I have a flat file where each row has a specification. Say the first row specification level 100 a header row and all 200s are data rows and level 199 is a file summary.
I have created a data table that contains the specifications, and I am able to get the specifications into an object List<RowSpecs> no problem.
I open the file and I read each row and based on the first three characters I pull the specifications for that row. I iterate through the specific specs for that row and assign the data to that field in the appropriate element. Some times there is some conversion of the data, or a lookup that needs to occur on a piece of data, and sometimes there are some special rules like formatting etc.
I have coded it to make it work, but it seems very clunky and riddled with possible errors. Does anyone have a good suggestion for how to apply a design pattern for this type of situation? Multiple patterns?
The other trick is that I use the field name to match the object field name to reflect back and set the field formatting and the field data, so I have to make sure those items match or decorate them somehow or build a mapping of some sort.
Anyway, any ideas would be appreciated! Also, I need to go both ways, in other words, I need to use the rowspecs to build a file or to parse the file.
Tony Blogumas, Jun 16, 2011
I appreciate the responses. Its been a while and I developed my own solution. I created a few tables in a database to store the data for the specifications of the file. This allows me to define any specification including versions of the specifications. The detail rows contain the following fields, Id, RecordTypeId, FieldName, StartPosition, FieldLength, Description, IsFieldPadded, PaddingCharacter, FieldFormattingString, PaddingDirection, HasConstantValue, ConstantValue, DataTypeId.
Using this data I can create a collection of detail specifications that defines a row, and either parse it or build it against that specification.
It gets trickier when you have to know what the previous line was in order to apply the correct specification to the current line.
But in psuedo code her is a basic idea:
Read file into List<string>
-- determine the specifications required to decompose this file
Get Specifications for file
for each string in List
get the specifications for this row -- in my case the first 3 characters of each row are the row type identifier
create Collection to store decomposed objects (ie whatever each row holds the data for)
for each specification in row specifications
create new decomposed object item
Extract the data for specification
(here is where I ran into coding trouble -- I had a huge switch based on RecordType and a method to extract the data based on record types. Very ugly but functional. I also had to add code in this method to check for field types like Time or Date or both also for handling boolean conversion of data and decimal types)

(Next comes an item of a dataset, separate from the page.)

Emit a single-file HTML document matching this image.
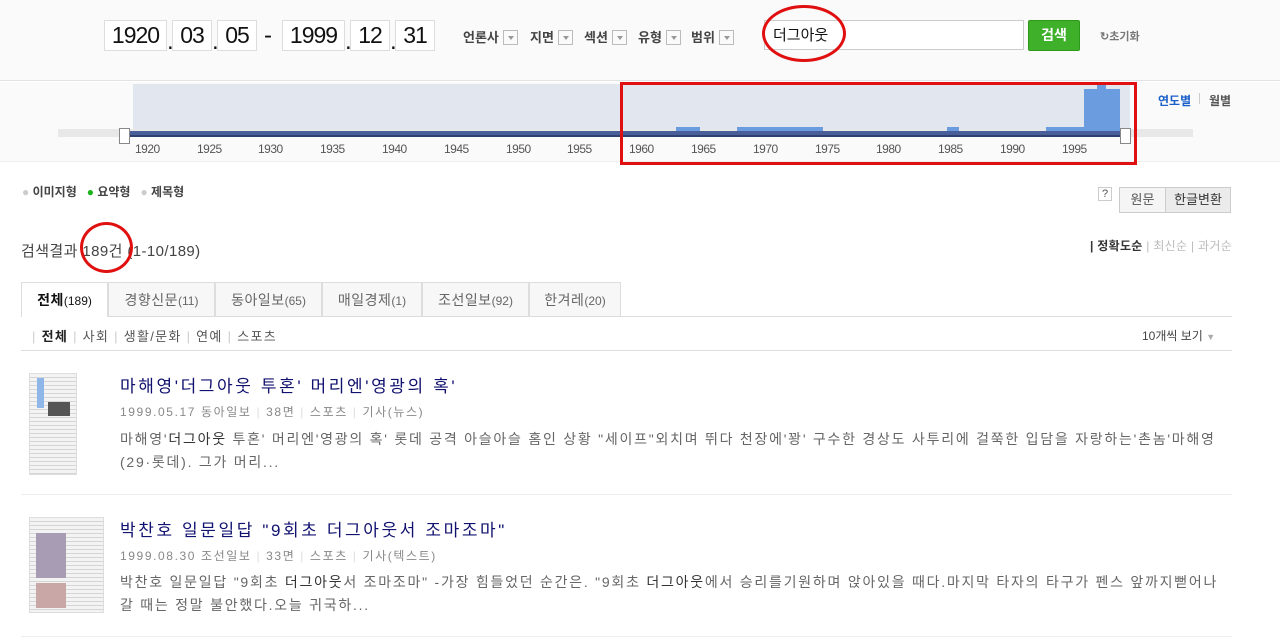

Once you have the data for the field then you could easily set the value of the objects field
In my case if I could not convert some piece of data I would throw an exception and then I could figure out why and handle that, then just rerun the process.
If anyone is interested, feel free to ping me and you can send email to tony at blognstuff dot com
Always interested in someone looking at my solution and showing me a better way!
Tony Blogumas, Mar 15, 2012
Hi for your scenario , I could think of Factory pattern .
All the other stuff could be placed on a service , which has public method (of course you got to add Webmethod attribs) to be triggered by the clients.
The same factory pattern could be extended to provide different file schemas , based on some logic (filename?) in case if you wish to have different set of file formats for different set of files.
Also, you may also have a separate schema for delimited files and refer them too for Header/Trailer.
You may add that to this code as you would prefer.
Please share your thoughts , if this suggestion is ok.
Tarriq Ferrose Khan
Tarriq Ferrose Khan, Aug 15, 2011
I am no expert, but I faced somewhat similar issue when working with excel file.
I used Strategy pattern for extracting information from files.
Secondly, I used Flyweight pattern for capturing data before writing or processing.
I used Collection Objects to capture data (List and Dictionary)
List<object> -> this can be another dictionary for quick access (if required) Dictionary<Id, Object>
Strategy Pattern -> follows principle of Encaplusation - Seperate what changes
Hope this will be helpful.
I appologise for poor english.
Asmprogs Asmprogs, Jul 09, 2011
Tony, could you please post your code for reference..
Venkatesh D, Jul 05, 2011